The market has not finished absorbing what that means.
The Retrofit Trap
The industry has long assumed that cooling architecture is a retrofit decision that an air-cooled facility can be upgraded when demand arrives.
That assumption held when rack densities crept up slowly and air handled the load with margin to spare. It does not hold now.
Converting an existing air-cooled facility to liquid runs on the order of two to three million dollars per megawatt. That is a stranding cost, not an upgrade cost.
It compresses returns on every legacy asset in a portfolio, and it arrives precisely when the highest-value tenants are walking past those assets.
Here is the counterintuitive part. Liquid cooling does not carry a structural capital premium at high density.
Capital cost analysis of comparable air and liquid designs shows that at high rack densities, liquid-cooled builds come in at or below air-cooled cost.
Eliminating chillers, room air handlers, and containment offsets the cost of pumps, piping, and coolant distribution.
The premium is not in building liquid-ready. The premium is in not building it, then paying to convert later.
Consider a regional operator that built a high-quality air-cooled facility on a twenty-year asset life assumption. The building is sound, power is contracted, and the location is strong.
Then the tenant pipeline shifts to AI workloads requiring 100-kilowatt racks, and the facility cannot host them without a multi-million-dollar-per-megawatt conversion that was never in the model.
The asset did not fail.
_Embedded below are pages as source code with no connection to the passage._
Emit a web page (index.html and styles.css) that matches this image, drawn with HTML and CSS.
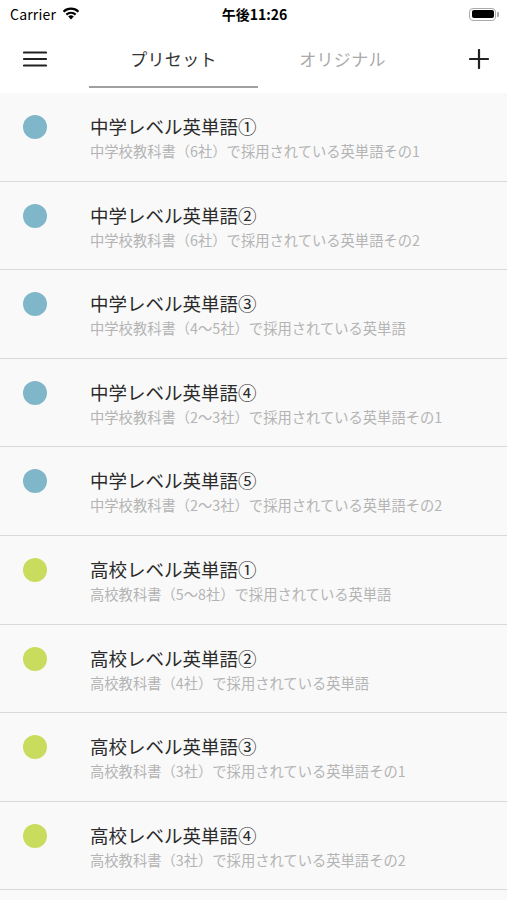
FILE: index.html
```html
<!DOCTYPE html>
<html lang="ja">
<head>
    <meta charset="UTF-8">
    <meta name="viewport" content="width=device-width, initial-scale=1.0">
    <title>英単語リスト</title>
    <link rel="stylesheet" href="styles.css">
</head>
<body>
    <header class="top">
        <div class="status-bar">
            <div class="carrier">
                Carrier
                <svg class="wifi" width="18" height="13" viewBox="0 0 18 13">
                    <path d="M9 12.5 L6.2 9.4 A4.2 4.2 0 0 1 11.8 9.4 Z" fill="#000"/>
                    <path d="M3.6 6.8 A7.8 7.8 0 0 1 14.4 6.8 L12.9 8.4 A5.6 5.6 0 0 0 5.1 8.4 Z" fill="#000"/>
                    <path d="M0.8 3.9 A11.8 11.8 0 0 1 17.2 3.9 L15.7 5.5 A9.6 9.6 0 0 0 2.3 5.5 Z" fill="#000"/>
                </svg>
            </div>
            <div class="clock">午後11:26</div>
            <div class="battery">
                <span class="battery-body"><span class="battery-level"></span></span>
                <span class="battery-tip"></span>
            </div>
        </div>
        <nav class="nav-bar">
            <button class="icon-btn menu" aria-label="メニュー">
                <svg width="24" height="16" viewBox="0 0 24 16">
                    <path d="M1 1.5 H23 M1 8 H23 M1 14.5 H23" stroke="#222" stroke-width="2.2" stroke-linecap="round"/>
                </svg>
            </button>
            <div class="tabs">
                <div class="tab active">プリセット</div>
                <div class="tab">オリジナル</div>
            </div>
            <button class="icon-btn add" aria-label="追加">
                <svg width="20" height="20" viewBox="0 0 20 20">
                    <path d="M10 1 V19 M1 10 H19" stroke="#222" stroke-width="2.2" stroke-linecap="round"/>
                </svg>
            </button>
        </nav>
    </header>

    <ul class="word-list">
        <li class="item">
            <span class="dot junior"></span>
            <div class="text">
                <div class="title">中学レベル英単語①</div>
                <div class="sub">中学校教科書（6社）で採用されている英単語その1</div>
            </div>
        </li>
        <li class="item">
            <span class="dot junior"></span>
            <div class="text">
                <div class="title">中学レベル英単語②</div>
                <div class="sub">中学校教科書（6社）で採用されている英単語その2</div>
            </div>
        </li>
        <li class="item">
            <span class="dot junior"></span>
            <div class="text">
                <div class="title">中学レベル英単語③</div>
                <div class="sub">中学校教科書（4～5社）で採用されている英単語</div>
            </div>
        </li>
        <li class="item">
            <span class="dot junior"></span>
            <div class="text">
                <div class="title">中学レベル英単語④</div>
                <div class="sub">中学校教科書（2～3社）で採用されている英単語その1</div>
            </div>
        </li>
        <li class="item">
            <span class="dot junior"></span>
            <div class="text">
                <div class="title">中学レベル英単語⑤</div>
                <div class="sub">中学校教科書（2～3社）で採用されている英単語その2</div>
            </div>
        </li>
        <li class="item">
            <span class="dot senior"></span>
            <div class="text">
                <div class="title">高校レベル英単語①</div>
                <div class="sub">高校教科書（5～8社）で採用されている英単語</div>
            </div>
        </li>
        <li class="item">
            <span class="dot senior"></span>
            <div class="text">
                <div class="title">高校レベル英単語②</div>
                <div class="sub">高校教科書（4社）で採用されている英単語</div>
            </div>
        </li>
        <li class="item">
            <span class="dot senior"></span>
            <div class="text">
                <div class="title">高校レベル英単語③</div>
                <div class="sub">高校教科書（3社）で採用されている英単語その1</div>
            </div>
        </li>
        <li class="item">
            <span class="dot senior"></span>
            <div class="text">
                <div class="title">高校レベル英単語④</div>
                <div class="sub">高校教科書（3社）で採用されている英単語その2</div>
            </div>
        </li>
    </ul>
</body>
</html>
```

FILE: styles.css
```css
:root {
    --text: #2b2b2b;
    --muted: #b4b4b4;
    --list-bg: #f9f9f9;
    --line: #d9d9d9;
    --junior: #80b6ca;
    --senior: #c9dc5e;
}

* {
    margin: 0;
    padding: 0;
    box-sizing: border-box;
}

body {
    font-family: "Noto Sans CJK JP", "Noto Sans", sans-serif;
    background-color: var(--list-bg);
    color: var(--text);
    width: 507px;
    height: 900px;
    overflow: hidden;
}

.top {
    background-color: #fff;
}

/* status bar */
.status-bar {
    height: 28px;
    display: flex;
    align-items: center;
    justify-content: space-between;
    padding: 0 8px 0 10px;
    font-size: 14px;
    color: #000;
}

.carrier {
    flex: 1;
    display: flex;
    align-items: center;
    gap: 6px;
    letter-spacing: 0.2px;
}

.wifi {
    margin-top: -2px;
}

.clock {
    font-weight: 700;
    font-size: 14px;
}

.battery {
    flex: 1;
    display: flex;
    justify-content: flex-end;
    align-items: center;
}

.battery-body {
    width: 27px;
    height: 13px;
    border: 1.5px solid #aaa;
    border-radius: 4px;
    padding: 1.5px;
    display: flex;
}

.battery-level {
    flex: 1;
    background-color: #000;
    border-radius: 2px;
}

.battery-tip {
    width: 2px;
    height: 5px;
    background-color: #aaa;
    border-radius: 0 1px 1px 0;
    margin-left: 1px;
}

/* nav */
.nav-bar {
    height: 65px;
    display: flex;
    align-items: flex-start;
    padding-bottom: 5px;
}

.icon-btn {
    background: none;
    border: none;
    display: flex;
    align-items: center;
    cursor: pointer;
    height: 62px;
}

.menu {
    width: 89px;
    padding-left: 23px;
}

.add {
    width: 80px;
    padding-left: 42px;
}

.tabs {
    display: flex;
}

.tab {
    width: 169px;
    padding-top: 4px;
    line-height: 54px;
    text-align: center;
    font-size: 17px;
    color: #aaa;
    letter-spacing: 0.3px;
    border-bottom: 2px solid transparent;
}

.tab.active {
    color: #333;
    border-bottom-color: #a0a0a0;
}

/* list */
.word-list {
    list-style: none;
}

.item {
    height: 88.6px;
    display: flex;
    align-items: flex-start;
    padding-left: 23px;
    border-bottom: 1px solid var(--line);
    background-color: var(--list-bg);
}

.dot {
    width: 24px;
    height: 24px;
    border-radius: 50%;
    margin-top: 22px;
    flex-shrink: 0;
}

.dot.junior {
    background-color: var(--junior);
}

.dot.senior {
    background-color: var(--senior);
}

.text {
    margin-left: 43px;
    padding-top: 21px;
}

.title {
    font-size: 18.5px;
    line-height: 24px;
    color: var(--text);
}

.sub {
    margin-top: 3px;
    font-size: 14.3px;
    line-height: 20px;
    color: var(--muted);
}
```
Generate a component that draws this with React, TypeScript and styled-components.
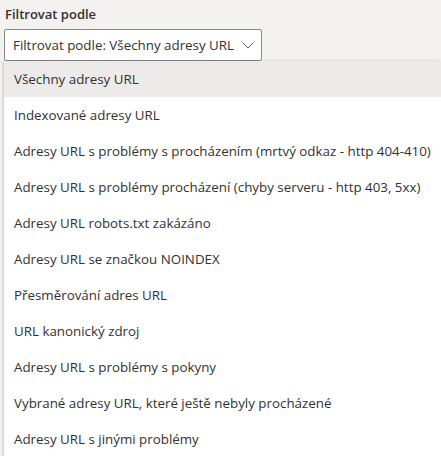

The underwriting did.
Time Is the Binding Cost
Supply-side friction makes this worse, and time is the binding cost.
Hardware refresh cycles run 12 to 18 months. Physical facilities are underwritten on twenty-to-thirty-year lives.
The mismatch is structural.
A facility designed for 30–50 kW racks cannot easily host the next generation without a cooling retrofit, and traditional real estate underwriting does not capture this obsolescence curve.
The constraint is not whether liquid cooling works.
It is whether the asset was designed before the demand it now has to serve.
Three Lenses on the Same Constraint
For independent operators, the binding constraint is qualification. Can the facility certify support for 100-kilowatt-plus racks with liquid cooling? If not, the highest-density tenant category is closed, and the question is no longer electrical capacity alone.
Hyperscale customers now ask for water usage effectiveness numbers and liquid-cooling certification as core leasing criteria. An operator who cannot answer is structurally excluded.
For private equity and infrastructure investors, the decisive variable is stranding risk priced against schedule. A legacy air-cooled asset acquired at a multiple that assumes AI-tenant optionality is mispriced if that optionality requires undisclosed retrofit capital.
You must underwrite the conversion cost explicitly, model the schedule risk of executing it in a live facility, and discount the assets that cannot make the transition at any reasonable cost.
For public equity, the divergence is already forming between operators positioned for liquid-cooled density and those carrying air-cooled portfolios into an AI-tenant market.
The dispersion will widen as efficiency standards tighten and as regulatory water exposure converts into operating-license events.